Ci vorranno mesi, forse anni, per risollevare completamente il Rio Grande do Sul, flagellato dalla fine di aprile a metà maggio dalle alluvioni più catastrofiche della sua storia: 175 morti, 475 municipi su 497 finiti sott’acqua, più di 600mila persone sfollate, 206mila imprese agroalimentari in ginocchio e uno scenario apocalittico per le strade. Senza contare gli enormi danni economici, stimati in 25,5 miliardi di reais.

EPPURE, in alcuni settori del governo Lula, non si riesce a fare due più due: cioè a ricondurre l’inedita gravità delle inondazioni nello stato gaucho – oltre che alla scandalosa mancanza di prevenzione da parte del governatore Eduardo Leite – al riscaldamento globale provocato dall’aumento delle emissioni climalteranti. E sì che non mancano certo gli studi che indicano quanto quel nesso sia stretto, come per esempio quelli divulgati dal Climate Central – un’organizzazione che riunisce scienziati e giornalisti impegnati nel settore della climatologia -, secondo cui i cambiamenti climatici hanno già raddoppiato il rischio di alluvioni nel Rio Grande do Sul e la situazione non farà che peggiorare nei prossimi 30 anni.

Ciononostante, quasi non aveva ancora smesso di piovere e già la nuova presidente della Petrobras, Magda Chambriard, spingeva per lo sfruttamento del petrolio nel bacino di Foz do Amazonas, quello che i sostenitori del progetto preferiscono chiamare “margine equatoriale” perché suona più asettico e meno compromettente (la foce del Rio delle Amazzoni, dicono, dista 500 chilometri).
Scelta da Lula per rimpiazzare Jean Paul Prates – licenziato in seguito a una lunga disputa tra l’impresa e il governo sul pagamento dei dividendi agli azionisti -, la nuova presidente condivide tuttavia con il suo predecessore la passione per lo sfruttamento petrolifero fino all’ultima goccia, respingendo l’associazione tra la catastrofe nel Rio Grande do Sul e l’impatto dei combustibili fossili sul clima. In quello stato, ha ricordato, c’era già stata una «gigantesca» alluvione nel 1941, quando il Brasile non aveva ancora il petrolio. E anzi, ha aggiunto già nella sua prima intervista il 27 maggio, la Petrobras «deve accelerare lo sfruttamento degli idrocarburi per la propria sicurezza energetica», guardando a nuove importanti frontiere come nel bacino di Foz do Amazonas.

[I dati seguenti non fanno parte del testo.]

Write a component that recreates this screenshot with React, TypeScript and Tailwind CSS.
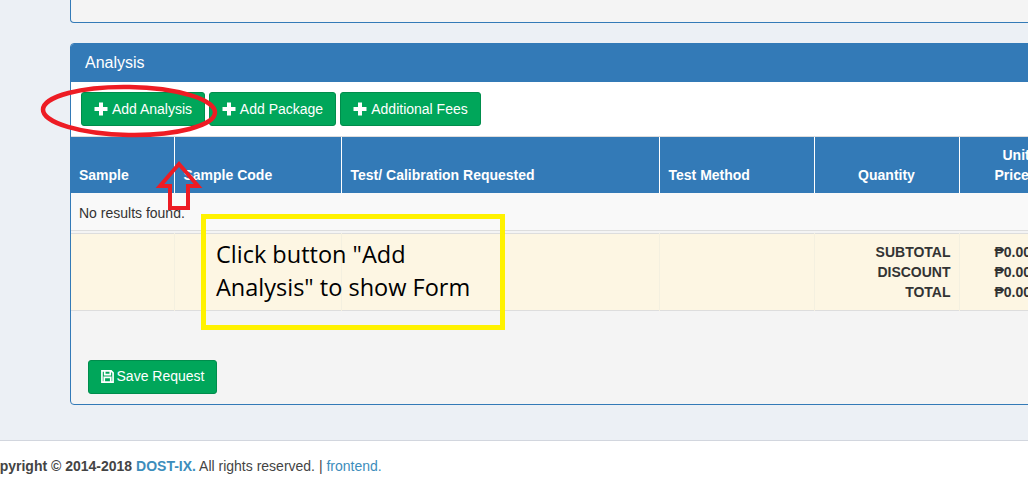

Grato per l’assist, il ministro delle Miniere e dell’Energia Alexandre Silveira, che il petrolio vuole produrlo a qualsiasi costo «finché il Brasile non diventerà un paese sviluppato», ne ha subito approfittato per fare ancora una volta pressione sul governo: mentre il Brasile perde tempo con la mancata autorizzazione ambientale da parte dell’Ibama, ha detto, «i nostri vicini della Guyana succhiano con la cannuccia le ricchezze del Brasile». Un frase oltretutto diplomaticamente infelice che il ministro si è poi affrettato a chiarire: «Quello che intendevo dire è che la Guyana è avanzata in maniera assai rapida in questa regione geologica» e che il Brasile dovrebbe prendere esempio dalla «velocità con cui il paese vicino ha saputo attrarre tanti investimenti».

E MENTRE LULA  ancora tace – dopo aver inviato però nei mesi scorsi segnali inequivocabili a favore dell’esplorazione petrolifera nel “margine equatoriale” – la ministra dell’Ambiente Marina Silva porta avanti ostinatamente la sua battaglia a favore della transizione ecologica: «Tutto ciò che accade in relazione al cambiamento climatico ha a che fare con l’emissione di CO2, dovuta alla deforestazione e alla trasformazione dell’uso del suolo, ma soprattutto all’impiego di carbone, petrolio e gas», ha dichiarato giovedì scorso in un’intervista a GloboNews. E poiché «l’impegno assunto» dai paesi produttori di petrolio alla COP28 è stato quello di realizzare la transizione energetica per la fine dei combustibili fossili, anche il governo Lula, ha detto, «deve fare i suoi compiti a casa».

Di compiti, tuttavia, il presidente deve farne ancora parecchi. Tra i popoli indigeni che protestano per le mancate demarcazioni delle loro terre e il Movimento dei senza terra che denuncia l’assenza di misure a favore della riforma agraria – «il governo non sta facendo nulla, è una vergogna», ha criticato João Pedro Stedile -, sono proprio i suoi alleati tradizionali a mostrarsi scontenti. Ma almeno nei confronti del settore universitario pubblico, in sciopero da più di 50 giorni, i compiti il presidente li ha finalmente fatti, annunciando un aumento del bilancio delle università federali di 5,5 miliardi di reais.